Closed chipitsine closed 4 months ago
It's gcc being stupid about conditionally initialized variables again. I really wish they would finally fix their warning story. It's just so terribly bad and initializing variables just to shut the compiler up really doesn't help improving the code at all.
I knew someone would eventually paste this, so I worked around it a while back in OpenBSD: it hasn't made it to libressl/openbsd yet. I will sync it once I'm back to having a decent connection.
https://github.com/openbsd/src/commits/master/876d5c2559afc31e2324b480e373ab12ef44f234
Here's a working link:
https://github.com/openbsd/src/commit/876d5c2559afc31e2324b480e373ab12ef44f234
thanks!
@botovq do you know what aspect exactly in gcc arrives at these false positives? how does the detection work and why does it mess up in situations like these?

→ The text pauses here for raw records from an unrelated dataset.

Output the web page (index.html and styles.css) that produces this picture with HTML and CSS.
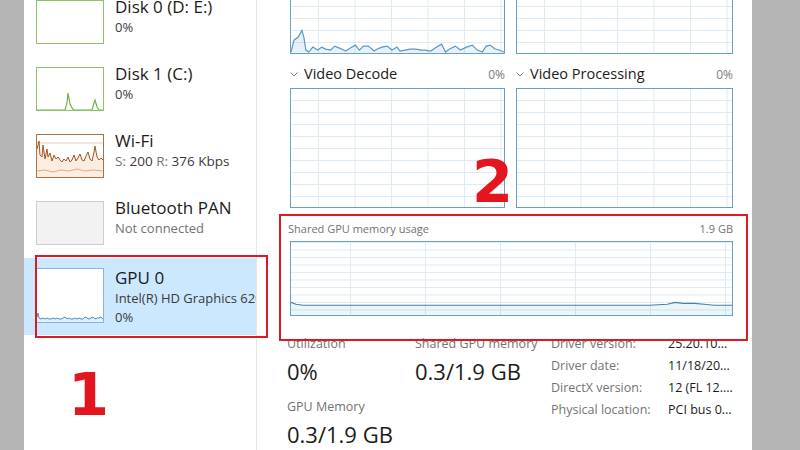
FILE: index.html
```html
<!DOCTYPE html>
<html lang="en">
<head>
    <meta charset="UTF-8">
    <meta name="viewport" content="width=device-width, initial-scale=1.0">
    <title>Task Manager - GPU</title>
    <link rel="stylesheet" href="styles.css">
</head>
<body>
    <div class="window">
        <aside class="sidebar">
            <div class="item">
                <div class="thumb thumb-disk"></div>
                <div class="info">
                    <div class="name">Disk 0 (D: E:)</div>
                    <div class="detail">0%</div>
                </div>
            </div>
            <div class="item">
                <div class="thumb thumb-disk">
                    <svg viewBox="0 0 66 42" preserveAspectRatio="none">
                        <polyline points="0,42 28,42 30,35 31,25 33,36 35,40 37,42 55,42 57,35 58,32 60,39 62,42 66,42" fill="none" stroke="#72b24e" stroke-width="1.2"/>
                    </svg>
                </div>
                <div class="info">
                    <div class="name">Disk 1 (C:)</div>
                    <div class="detail">0%</div>
                </div>
            </div>
            <div class="item">
                <div class="thumb thumb-wifi">
                    <svg viewBox="0 0 66 42" preserveAspectRatio="none">
                        <line x1="0" y1="8" x2="66" y2="8" stroke="#e6cdb9" stroke-width="1"/>
                        <polygon points="0,14 2,6 3,20 5,22 6,10 8,24 10,14 11,22 13,18 15,26 17,20 19,24 21,22 23,25 25,27 27,24 29,26 31,22 33,27 35,25 37,20 39,26 41,23 43,19 45,25 47,26 49,21 51,17 53,24 55,26 57,17 58,11 60,22 62,25 64,23 66,25 66,42 0,42" fill="#fbede1"/>
                        <polyline points="0,36 8,35 16,37 24,35 32,36 40,34 48,36 56,35 66,36" fill="none" stroke="#eaa677" stroke-width="1"/>
                        <polyline points="0,14 2,6 3,20 5,22 6,10 8,24 10,14 11,22 13,18 15,26 17,20 19,24 21,22 23,25 25,27 27,24 29,26 31,22 33,27 35,25 37,20 39,26 41,23 43,19 45,25 47,26 49,21 51,17 53,24 55,26 57,17 58,11 60,22 62,25 64,23 66,25" fill="none" stroke="#a2561f" stroke-width="1"/>
                    </svg>
                </div>
                <div class="info">
                    <div class="name">Wi-Fi</div>
                    <div class="detail detail-wide"><span class="key">S:</span> 200 <span class="key">R:</span> 376 Kbps</div>
                </div>
            </div>
            <div class="item">
                <div class="thumb thumb-bt"></div>
                <div class="info">
                    <div class="name">Bluetooth PAN</div>
                    <div class="detail detail-muted">Not connected</div>
                </div>
            </div>
            <div class="item selected">
                <div class="thumb thumb-gpu">
                    <svg viewBox="0 0 66 53" preserveAspectRatio="none">
                        <polygon points="0,48 1,44 2,49 4,50 6,49 8,50 10,49 12,50 14,50 16,49 18,50 20,49 22,50 24,50 26,49 28,48 30,50 32,49 34,50 36,50 38,49 40,50 42,49 44,50 46,50 48,48 50,49 52,50 54,49 56,48 58,50 60,49 62,49 64,48 66,50 66,53 0,53" fill="#e3eff9"/>
                        <polyline points="0,48 1,44 2,49 4,50 6,49 8,50 10,49 12,50 14,50 16,49 18,50 20,49 22,50 24,50 26,49 28,48 30,50 32,49 34,50 36,50 38,49 40,50 42,49 44,50 46,50 48,48 50,49 52,50 54,49 56,48 58,50 60,49 62,49 64,48 66,50" fill="none" stroke="#4f8cc2" stroke-width="1"/>
                    </svg>
                </div>
                <div class="info">
                    <div class="name">GPU 0</div>
                    <div class="detail">Intel(R) HD Graphics 620</div>
                    <div class="detail">0%</div>
                </div>
            </div>
        </aside>

        <main class="main">
            <div class="graph-pair graph-pair-top">
                <div class="graph">
                    <svg viewBox="0 0 215 120" preserveAspectRatio="none">
                        <polygon points="0,119 3,107 7,104 10,99 11,97 13,104 15,117 18,119 22,114 27,117 31,114 35,116 40,117 44,113 49,115 55,118 60,115 65,112 69,117 73,113 78,113 84,118 87,116 92,114 97,113 102,117 107,114 110,118 115,117 120,116 126,116 131,117 135,117 141,118 147,114 152,111 156,119 160,116 166,113 171,117 177,114 183,112 188,117 193,119 197,113 201,112 206,116 210,117 215,119 215,120 0,120" fill="rgba(17,125,187,0.1)"/>
                        <polyline points="0,119 3,107 7,104 10,99 11,97 13,104 15,117 18,119 22,114 27,117 31,114 35,116 40,117 44,113 49,115 55,118 60,115 65,112 69,117 73,113 78,113 84,118 87,116 92,114 97,113 102,117 107,114 110,118 115,117 120,116 126,116 131,117 135,117 141,118 147,114 152,111 156,119 160,116 166,113 171,117 177,114 183,112 188,117 193,119 197,113 201,112 206,116 210,117 215,119" fill="none" stroke="#5b97c2" stroke-width="1.2"/>
                    </svg>
                </div>
                <div class="graph"></div>
            </div>

            <div class="graph-pair heads">
                <div class="head">
                    <svg class="chev" viewBox="0 0 8 5"><polyline points="0.5,0.5 4,4 7.5,0.5" fill="none" stroke="#7a7a7a" stroke-width="1"/></svg>
                    <span class="head-title">Video Decode</span>
                    <span class="head-pct">0%</span>
                </div>
                <div class="head">
                    <svg class="chev" viewBox="0 0 8 5"><polyline points="0.5,0.5 4,4 7.5,0.5" fill="none" stroke="#7a7a7a" stroke-width="1"/></svg>
                    <span class="head-title">Video Processing</span>
                    <span class="head-pct">0%</span>
                </div>
            </div>

            <div class="graph-pair">
                <div class="graph"></div>
                <div class="graph"></div>
            </div>

            <section class="shared">
                <div class="shared-head">
                    <span>Shared GPU memory usage</span>
                    <span>1.9 GB</span>
                </div>
                <div class="graph graph-wide">
                    <svg viewBox="0 0 443 75" preserveAspectRatio="none">
                        <polygon points="0,62 5,64 12,65 60,65 120,65 200,65 280,65 360,65 378,64 386,62 394,63 405,63 415,64 425,65 443,65 443,75 0,75" fill="rgba(17,125,187,0.08)"/>
                        <polyline points="0,62 5,64 12,65 60,65 120,65 200,65 280,65 360,65 378,64 386,62 394,63 405,63 415,64 425,65 443,65" fill="none" stroke="#4a7fa8" stroke-width="1.2"/>
                    </svg>
                </div>
            </section>

            <div class="stats">
                <div class="stat-col">
                    <div class="stat-label">Utilization</div>
                    <div class="stat-value">0%</div>
                    <div class="stat-label">GPU Memory</div>
                    <div class="stat-value">0.3/1.9 GB</div>
                </div>
                <div class="stat-col stat-col-mid">
                    <div class="stat-label">Shared GPU memory</div>
                    <div class="stat-value">0.3/1.9 GB</div>
                </div>
                <div class="props">
                    <span class="prop-key">Driver version:</span><span class="prop-val">25.20.10...</span>
                    <span class="prop-key">Driver date:</span><span class="prop-val">11/18/20...</span>
                    <span class="prop-key">DirectX version:</span><span class="prop-val">12 (FL 12....</span>
                    <span class="prop-key">Physical location:</span><span class="prop-val">PCI bus 0...</span>
                </div>
            </div>
        </main>

        <div class="callout callout-1"></div>
        <div class="callout callout-2"></div>
        <div class="mark mark-1">1</div>
        <div class="mark mark-2">2</div>
    </div>
</body>
</html>
```

FILE: styles.css
```css
body {
    margin: 0;
    background: #b4b4b4;
    font-family: "Open Sans", "Noto Sans", sans-serif;
    overflow: hidden;
}

.window {
    position: relative;
    margin-left: 24px;
    width: 728px;
    height: 450px;
    background: #fff;
    display: flex;
    overflow: hidden;
}

/* Left list of devices */
.sidebar {
    width: 232px;
    flex: none;
    border-right: 1px solid #e6e6e6;
}

.item {
    display: flex;
    align-items: flex-start;
    gap: 11px;
    height: 67px;
    padding: 10px 0 0 12px;
    box-sizing: border-box;
}

.item:first-child {
    margin-top: -10px;
}

.item.selected {
    height: 77px;
    background: #cce8ff;
}

.thumb {
    flex: none;
    width: 68px;
    height: 44px;
    box-sizing: border-box;
    border: 1px solid;
    background: #fff;
}

.thumb svg {
    display: block;
    width: 100%;
    height: 100%;
}

.thumb-disk { border-color: #8cc26c; }
.thumb-wifi { border-color: #a87248; }
.thumb-bt { border-color: #cdcdcd; background: #f2f2f2; }
.thumb-gpu { border-color: #86b6e0; height: 55px; }

.info {
    flex: 1 1 auto;
    min-width: 0;
    margin-top: -4px;
    white-space: nowrap;
    overflow: hidden;
}

.selected .info {
    margin-top: -1px;
}

.name {
    font-size: 17px;
    line-height: 22px;
    color: #1b1b1b;
}

.detail {
    font-size: 13px;
    line-height: 19px;
    color: #3a3a3a;
}

.detail-wide {
    font-size: 13.5px;
}

.detail .key,
.detail-muted {
    color: #727272;
}

/* Right side graphs */
.main {
    flex: 1;
    padding: 0 19px 0 33px;
}

.graph-pair {
    display: grid;
    grid-template-columns: 215px 217px;
    column-gap: 11px;
}

.graph-pair-top {
    margin-top: -66px;
}

.graph {
    height: 120px;
    box-sizing: border-box;
    border: 1px solid #6aa0c6;
    background-color: #fff;
    background-image:
        linear-gradient(to bottom, #dcebf6 1px, transparent 1px),
        linear-gradient(to right, #dcebf6 1px, transparent 1px);
    background-size: 36.5px 12px;
    background-position: 27px -1px;
}

.graph svg {
    display: block;
    width: 100%;
    height: 100%;
}

.heads {
    padding: 10px 0 3px;
}

.head {
    display: flex;
    align-items: baseline;
    line-height: 20px;
}

.chev {
    width: 8px;
    height: 5px;
    margin-right: 6px;
    align-self: center;
}

.head-title {
    flex: 1;
    font-size: 14.5px;
    color: #1b1b1b;
}

.head-pct {
    font-size: 12px;
    color: #7a7a7a;
}

.shared {
    padding-top: 13px;
}

.shared-head {
    display: flex;
    justify-content: space-between;
    margin: 0 0 4px -2px;
    font-size: 11px;
    line-height: 16px;
    color: #727272;
}

.graph-wide {
    height: 75px;
    background-size: 75px 7.5px;
    background-position: 59px 0;
}

/* Numbers under the graphs */
.stats {
    display: flex;
    align-items: flex-start;
    margin: 17px 0 0 -3px;
}

.stat-col {
    width: 128px;
    padding-top: 2px;
}

.stat-col-mid {
    width: 136px;
}

.stat-label {
    font-size: 12.5px;
    line-height: 18px;
    color: #737373;
    white-space: nowrap;
}

.stat-value {
    font-size: 22px;
    line-height: 36px;
    color: #1b1b1b;
    margin-bottom: 9px;
    white-space: nowrap;
}

.props {
    display: grid;
    grid-template-columns: 117px auto;
    align-content: start;
    font-size: 12.5px;
    line-height: 22px;
    white-space: nowrap;
}

.prop-key { color: #737373; }
.prop-val { color: #1b1b1b; }

/* Red annotations */
.callout {
    position: absolute;
    box-sizing: border-box;
    border: 2px solid #dc1a24;
}

.callout-1 {
    left: 11px;
    top: 255px;
    width: 233px;
    height: 83px;
}

.callout-2 {
    left: 255px;
    top: 214px;
    width: 469px;
    height: 127px;
}

.mark {
    position: absolute;
    font: bold 59px/1 "DejaVu Sans", sans-serif;
    color: #e3161f;
}

.mark-1 { left: 44px; top: 365px; }
.mark-2 { left: 448px; top: 152px; }
```
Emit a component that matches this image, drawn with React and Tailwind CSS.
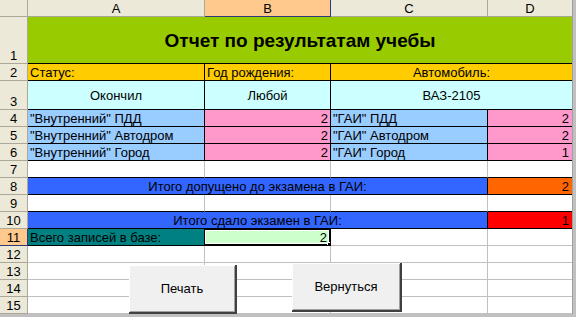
const base = 'flex overflow-hidden whitespace-nowrap leading-[15px]';

const hdr = 'bg-[#ece9d8] border-r border-b border-[#aca899] justify-center items-end';
const hdrEnd = 'bg-[#ece9d8] border-b border-[#aca899] justify-center items-end';
const hdrSel = 'bg-[#ffc88c] border-r border-b border-[#2b3b7a] justify-center items-end';
const grid = 'border-r border-b border-[#c0c0c0]';
const gridEnd = 'border-b border-[#c0c0c0]';
const gapRow = 'border-r border-r-[#c0c0c0] border-b border-b-black';
const gapRowEnd = 'border-b border-b-black';

const rows = [
  // column header
  [
    { cls: hdr },
    { cls: hdr, text: 'A' },
    { cls: hdrSel, text: 'B' },
    { cls: hdr, text: 'C' },
    { cls: hdrEnd, text: 'D' },
  ],
  [
    { cls: hdr, text: '1' },
    {
      span: 'col-span-4',
      cls: 'bg-[#99cc00] border-b border-black justify-center items-center text-[19px] font-bold',
      text: 'Отчет по результатам учебы',
    },
  ],
  [
    { cls: hdr, text: '2' },
    { cls: 'bg-[#ffcc00] border-r border-b border-black items-end pl-[2px]', text: 'Статус:' },
    { cls: 'bg-[#ffcc00] border-r border-b border-black items-end pl-[2px]', text: 'Год рождения:' },
    { span: 'col-span-2', cls: 'bg-[#ffcc00] border-b border-black items-end justify-center', text: 'Автомобиль:' },
  ],
  [
    { cls: hdr, text: '3' },
    { cls: 'bg-[#ccffff] border-r border-b border-black items-center justify-center', text: 'Окончил' },
    { cls: 'bg-[#ccffff] border-r border-b border-black items-center justify-center', text: 'Любой' },
    { span: 'col-span-2', cls: 'bg-[#ccffff] border-b border-black items-center justify-center', text: 'ВАЗ-2105' },
  ],
  [
    { cls: hdr, text: '4' },
    { cls: 'bg-[#99ccff] border-r border-b border-black items-end pl-[2px]', text: '"Внутренний" ПДД' },
    { cls: 'bg-[#ff99cc] border-r border-b border-black items-end justify-end pr-[2px]', text: '2' },
    { cls: 'bg-[#99ccff] border-r border-b border-black items-end pl-[2px]', text: '"ГАИ" ПДД' },
    { cls: 'bg-[#ff99cc] border-b border-black items-end justify-end pr-[3px]', text: '2' },
  ],
  [
    { cls: hdr, text: '5' },
    { cls: 'bg-[#99ccff] border-r border-b border-black items-end pl-[2px]', text: '"Внутренний" Автодром' },
    { cls: 'bg-[#ff99cc] border-r border-b border-black items-end justify-end pr-[2px]', text: '2' },
    { cls: 'bg-[#99ccff] border-r border-b border-black items-end pl-[2px]', text: '"ГАИ" Автодром' },
    { cls: 'bg-[#ff99cc] border-b border-black items-end justify-end pr-[3px]', text: '2' },
  ],
  [
    { cls: hdr, text: '6' },
    { cls: 'bg-[#99ccff] border-r border-b border-black items-end pl-[2px]', text: '"Внутренний" Город' },
    { cls: 'bg-[#ff99cc] border-r border-b border-black items-end justify-end pr-[2px]', text: '2' },
    { cls: 'bg-[#99ccff] border-r border-b border-black items-end pl-[2px]', text: '"ГАИ" Город' },
    { cls: 'bg-[#ff99cc] border-b border-black items-end justify-end pr-[3px]', text: '1' },
  ],
  [
    { cls: hdr, text: '7' },
    { cls: gapRow },
    { cls: gapRow },
    { cls: gapRow },
    { cls: gapRowEnd },
  ],
  [
    { cls: hdr, text: '8' },
    {
      span: 'col-span-3',
      cls: 'bg-[#3366ff] border-r border-b border-black items-end justify-center',
      text: 'Итого допущено до экзамена в ГАИ:',
    },
    { cls: 'bg-[#ff6600] border-b border-black items-end justify-end pr-[3px]', text: '2' },
  ],
  [
    { cls: hdr, text: '9' },
    { cls: gapRow },
    { cls: gapRow },
    { cls: gapRow },
    { cls: gapRowEnd },
  ],
  [
    { cls: hdr, text: '10' },
    {
      span: 'col-span-3',
      cls: 'bg-[#3366ff] border-r border-b border-black items-end justify-center',
      text: 'Итого сдало экзамен в ГАИ:',
    },
    { cls: 'bg-[#ff0000] border-b border-black items-end justify-end pr-[3px]', text: '1' },
  ],
  [
    { cls: 'bg-[#ffc88c] border-r border-b border-[#2b3b7a] justify-center items-end', text: '11' },
    { cls: 'bg-[#008080] border-r border-b border-black items-end pl-[2px]', text: 'Всего записей в базе:' },
    { cls: 'bg-[#ccffcc] border-r border-b border-black items-end justify-end pr-[3px] relative', text: '2', selected: true },
    { cls: grid },
    { cls: gridEnd },
  ],
];

for (let n = 12; n <= 15; n++) {
  rows.push([
    { cls: hdr, text: String(n) },
    { cls: grid },
    { cls: grid },
    { cls: grid },
    { cls: gridEnd },
  ]);
}

function Button({ className, children }) {
  return (
    <div
      className={`absolute flex items-center justify-center bg-[#f0f0f0] border-r-2 border-b-2 border-[#404040] shadow-[inset_1px_1px_0_#ffffff,inset_-1px_-1px_0_#a0a0a0] text-[13px] ${className}`}
    >
      {children}
    </div>
  );
}

export default function App() {
  return (
    <div className="relative w-[576px] h-[317px] overflow-hidden bg-white text-[13px] text-black font-['Liberation_Sans',Arial,sans-serif]">
      <div className="flex h-[314px]">
        <div className="grid w-[572px] grid-cols-[28px_177px_126px_157px_84px] grid-rows-[17px_47px_17px_29px_repeat(12,17px)]">
          {rows.map((row, r) =>
            row.map((cell, c) => (
              <div key={`${r}-${c}`} className={`${base} ${cell.span || ''} ${cell.cls}`}>
                {cell.text}
                {cell.selected && (
                  <div className="absolute -left-[2px] -top-[1px] w-[128px] h-[18px] border-2 border-black">
                    <div className="h-full w-full border border-white" />
                    <div className="absolute -right-[4px] -bottom-[4px] w-[6px] h-[6px] bg-black border border-white" />
                  </div>
                )}
              </div>
            ))
          )}
        </div>
        <div className="w-[4px] bg-[#c0c0c0] border-l border-[#a0a0a0]" />
      </div>
      <div className="h-[3px] bg-[#c0c0c0]" />

      {/* form buttons float over the sheet */}
      <Button className="left-[129px] top-[265px] w-[108px] h-[49px]">Печать</Button>
      <Button className="left-[292px] top-[263px] w-[110px] h-[49px]">Вернуться</Button>
    </div>
  );
}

I have no idea about the inner workings of gcc. Reading gcc code is really not something I like doing...
I think what spawns the warning is just too simple minded. It sees that client_preferred_group is only initialized in a certain branch, hence it could potentially be used uninitialized. Some simple logic like that flags the variable and triggers the warning.
It fails to understand two points: first, preferred_group_found is initialized to 0 and second it's the same (and only) branch that sets preferred_group_found = 1 that alos initializes client_preferred_group. So what it should figure out (and the compiler will have to understand that on some level) is that
if (!preferred_group_found || group != client_preferred_group)
will always short circuit unless preferred_group_found = 1 and client_preferred_group is initialized in that case.
llvm understand this and keeps quiet.